Here is the problem with empathy, for example: when you are truly being empathetic, you have to give up a part of yourself, even if only for a little while. You have to give up your own perspective. We all have a natural resistance to giving up our view of things, even if only for a few moments.

Our senses of self are hard won. Many of us have had to fight hard to get where we have gotten. We have dealt with issues with our parents and many of us have dealt with tough times in school or other parts of our lives. It is not easy to make a living for many of us. You have developed your ideas about right and wrong over a long time. You believe certain things about people and how things should be done. When someone acts against your ideas, and it affects you, of course you want to judge them. Judging others is a core part of what makes us human. Judging others is more natural than empathy, for many of us.

Even people who say we should not judge others are judging others. They are telling someone else what they should or should not do.

If you have any sense of right and wrong, of course you judge others. I call this "using our moral judgment." People who refuse to judge are sometimes just cowards. They don't want to take a stand.

I do distinguish between using moral judgment and "judgmentalism." I hate to butcher the English language like this, but this word works for me. "Judgmentalism" for me means judging others unnecessarily. There are people who walk around always vigilant about what other people are doing, saying, wearing, driving and seem to always have a negative comment. I call this the "complaining brain." They like to see what is wrong with everyone else. I think that most of the rest of us want to stay away from these types.

Let's say you are one of those who has a pretty good moral grasp of the world. Your sense of right and wrong is intact. You don't believe in slogans that people throw around. You try to think for yourself, based on what you think the best way to live is.

You will always run across people that live life according to some other set of rules. It might be the person you are partnered with, it might be the family in which you grew up. It might be at work, or some social or communal environment. We all have the habit of exercising our moral judgment and decide that what another person is thinking, saying or doing, is wrong.

At times, it is better, for at least a little while, that we suspend our judgment and try to have empathy. Having empathy does not mean you have to agree with another person. You might end up agreeing with them, but maybe not. Having empathy takes the edge off of our judgment. Having empathy, seeing the world through another person's eyes, can help us to judge without the hostility.

I think we all know that empathy at times is good. I have seen lots of YouTube videos on how important it is to know that other people are different from us, that they have an entirely different life experience and perception of the world from ours. These videos encourage empathy.

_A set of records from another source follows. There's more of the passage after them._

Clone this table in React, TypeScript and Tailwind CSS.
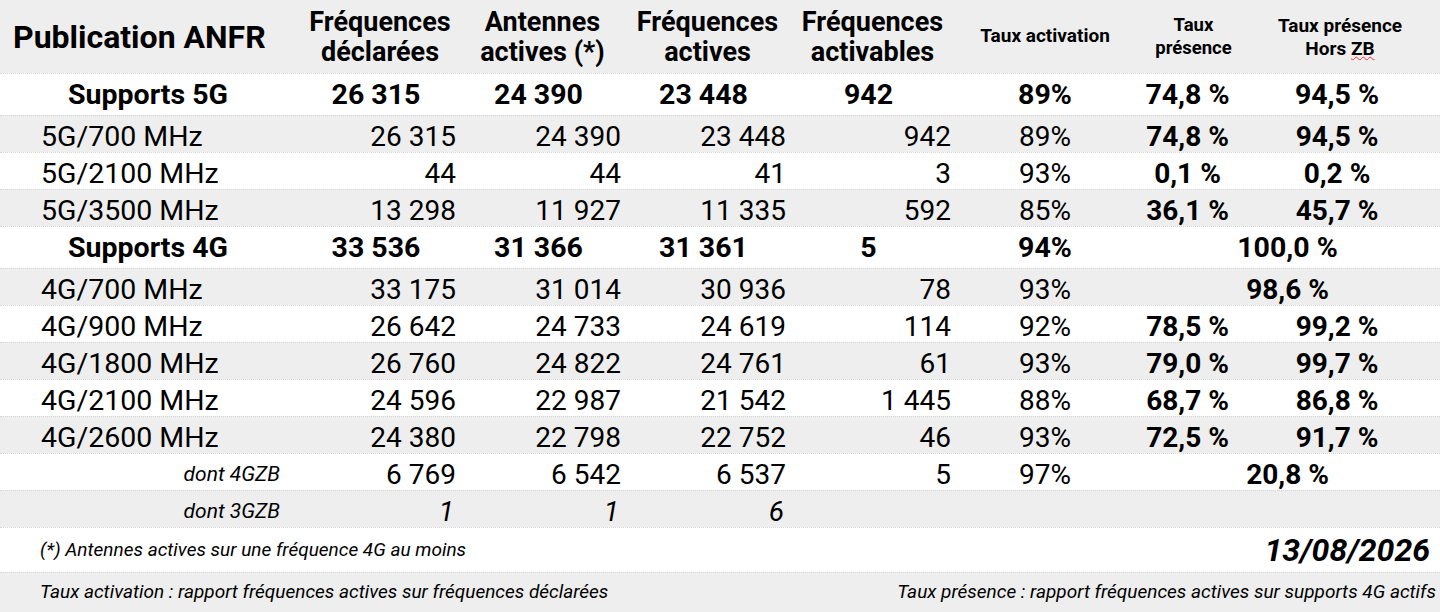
import React from "react";

const cols = "grid grid-cols-[300px_160px_165px_165px_165px_180px_105px_200px]";

type Row = {
  label: string;
  vals: string[];
  act: string;
  pres?: string;
  hors?: string;
  merged?: string;
  bg: string;
};

const rows5G: Row[] = [
  { label: "5G/700 MHz", vals: ["26 315", "24 390", "23 448", "942"], act: "89%", pres: "74,8 %", hors: "94,5 %", bg: "bg-[#eeeeee]" },
  { label: "5G/2100 MHz", vals: ["44", "44", "41", "3"], act: "93%", pres: "0,1 %", hors: "0,2 %", bg: "bg-white" },
  { label: "5G/3500 MHz", vals: ["13 298", "11 927", "11 335", "592"], act: "85%", pres: "36,1 %", hors: "45,7 %", bg: "bg-[#eeeeee]" },
];

const rows4G: Row[] = [
  { label: "4G/700 MHz", vals: ["33 175", "31 014", "30 936", "78"], act: "93%", merged: "98,6 %", bg: "bg-[#eeeeee]" },
  { label: "4G/900 MHz", vals: ["26 642", "24 733", "24 619", "114"], act: "92%", pres: "78,5 %", hors: "99,2 %", bg: "bg-white" },
  { label: "4G/1800 MHz", vals: ["26 760", "24 822", "24 761", "61"], act: "93%", pres: "79,0 %", hors: "99,7 %", bg: "bg-[#eeeeee]" },
  { label: "4G/2100 MHz", vals: ["24 596", "22 987", "21 542", "1 445"], act: "88%", pres: "68,7 %", hors: "86,8 %", bg: "bg-white" },
  { label: "4G/2600 MHz", vals: ["24 380", "22 798", "22 752", "46"], act: "93%", pres: "72,5 %", hors: "91,7 %", bg: "bg-[#eeeeee]" },
];

function BandRow({ r }: { r: Row }) {
  return (
    <div className={`${cols} h-[37px] items-center border-t border-dotted border-[#d6d6d6] text-[28px] ${r.bg}`}>
      <div className="pl-[41px] text-[28.5px]">{r.label}</div>
      {r.vals.map((v, i) => (
        <div key={i} className="pr-[4px] text-right">
          {v}
        </div>
      ))}
      <div className="text-center">{r.act}</div>
      {r.merged ? (
        <div className="col-span-2 text-center font-bold">{r.merged}</div>
      ) : (
        <>
          <div className="text-center font-bold">{r.pres}</div>
          <div className="pr-[6px] text-center font-bold">{r.hors}</div>
        </>
      )}
    </div>
  );
}

function GroupRow({ label, vals, act, pres, hors, merged }: { label: string; vals: string[]; act: string; pres?: string; hors?: string; merged?: string }) {
  return (
    <div className={`${cols} h-[42px] items-center border-t border-dotted border-[#d6d6d6] bg-white text-[28.5px] font-bold`}>
      <div className="pr-[4px] text-center">{label}</div>
      {vals.map((v, i) => (
        <div key={i} className="pr-[8px] text-center">
          {v}
        </div>
      ))}
      <div className="text-center">{act}</div>
      {merged ? (
        <div className="col-span-2 text-center">{merged}</div>
      ) : (
        <>
          <div className="text-center">{pres}</div>
          <div className="pr-[6px] text-center">{hors}</div>
        </>
      )}
    </div>
  );
}

export default function App() {
  return (
    <div className="w-[1440px] h-[612px] overflow-hidden bg-white font-[Roboto,sans-serif] text-black">
      <div className={`${cols} h-[73px] items-center bg-[#eeeeee] font-bold`}>
        <div className="pl-[13px] text-[32px]">Publication ANFR</div>
        <div className="text-center text-[27px] leading-[30px]">
          Fréquences
          <br />
          déclarées
        </div>
        <div className="text-center text-[27px] leading-[30px]">
          Antennes
          <br />
          actives (*)
        </div>
        <div className="text-center text-[27px] leading-[30px]">
          Fréquences
          <br />
          actives
        </div>
        <div className="text-center text-[27px] leading-[30px]">
          Fréquences
          <br />
          activables
        </div>
        <div className="text-center text-[19px]">Taux activation</div>
        <div className="pl-[12px] text-center text-[18.5px] leading-[23px]">
          Taux
          <br />
          présence
        </div>
        <div className="text-center text-[19px] leading-[23px]">
          Taux présence
          <br />
          Hors <span className="underline decoration-wavy decoration-red-500 decoration-1">ZB</span>
        </div>
      </div>

      <GroupRow label="Supports 5G" vals={["26 315", "24 390", "23 448", "942"]} act="89%" pres="74,8 %" hors="94,5 %" />
      {rows5G.map((r) => (
        <BandRow key={r.label} r={r} />
      ))}

      <GroupRow label="Supports 4G" vals={["33 536", "31 366", "31 361", "5"]} act="94%" merged="100,0 %" />
      {rows4G.map((r) => (
        <BandRow key={r.label} r={r} />
      ))}

      <div className={`${cols} h-[37px] items-center border-t border-dotted border-[#d6d6d6] bg-white text-[28px]`}>
        <div className="pr-[20px] text-right text-[21px] italic">dont 4GZB</div>
        <div className="pr-[4px] text-right">6 769</div>
        <div className="pr-[4px] text-right">6 542</div>
        <div className="pr-[4px] text-right">6 537</div>
        <div className="pr-[4px] text-right">5</div>
        <div className="text-center">97%</div>
        <div className="col-span-2 text-center font-bold">20,8 %</div>
      </div>
      <div className={`${cols} h-[37px] items-center border-t border-dotted border-[#d6d6d6] bg-[#eeeeee] text-[28px] italic`}>
        <div className="pr-[20px] text-right text-[21px]">dont 3GZB</div>
        <div className="pr-[6px] text-right">1</div>
        <div className="pr-[6px] text-right">1</div>
        <div className="pr-[6px] text-right">6</div>
        <div />
        <div />
        <div />
        <div />
      </div>

      <div className="flex h-[45px] items-center justify-between border-t border-dotted border-[#d6d6d6] bg-white pl-[40px] pr-[10px] italic">
        <span className="text-[19px]">(*) Antennes actives sur une fréquence 4G au moins</span>
        <span className="text-[32px] font-bold">13/08/2026</span>
      </div>
      <div className="flex h-[40px] items-center justify-between border-t border-dotted border-[#d6d6d6] bg-[#eeeeee] pl-[40px] pr-[4px] text-[19px] italic">
        <span>Taux activation : rapport fréquences actives sur fréquences déclarées</span>
        <span>Taux présence : rapport fréquences actives sur supports 4G actifs</span>
      </div>
    </div>
  );
}
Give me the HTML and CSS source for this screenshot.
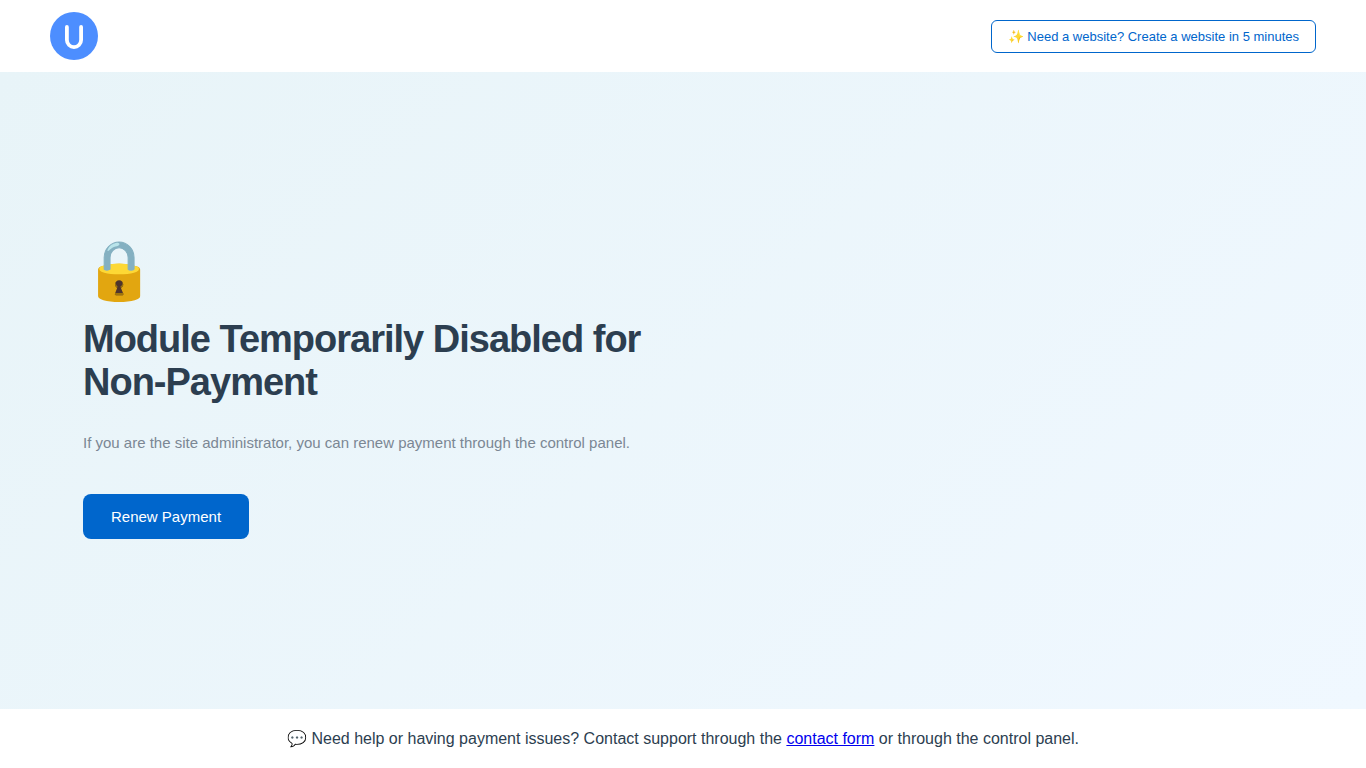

These videos get thousands of "likes." We get inspired not to let our using good moral judgment slide over into judgmentalism - unnecessarily finding things wrong with others.

I wish inspiration from YouTube videos created change. Being inspired is like a little bud of a plant peeking up through the earth, wanting to grow. Strong wind or rain comes along, maybe a dry spell, and that little bud is wiped out. Those storms and dry spells are the thoughts, feelings and emotions that come soon after you were inspired, that wash away or wilt that bud of inspiration.

Think about this. You watch that inspiring video on empathy, and you show it to someone because you think it is so great. This other person thinks it is dumb. What do you do? You judge. Perhaps you are a little upset. You try to persuade them why the video on empathy is so great. You don't realize that you are doing the opposite of what the video you liked is actually recommending.

YouTube videos can inspire, but then you have to train, just like learning a sport or to play a musical instrument or mastering any skill worth doing.

Working with the emotions is the same thing. Just about everyone gets inspired to be better, but they don't realize that it actually takes hours of dedicated and skillful introspection to change the way you think and feel.

Those hours of training produce amazing benefits. We think more clearly. We are calmer. We are more rational. We gain perspective. We spend more time being happy and less time angry or depressed. We become wiser, not just older.

Match your inspiration with a dedication to train.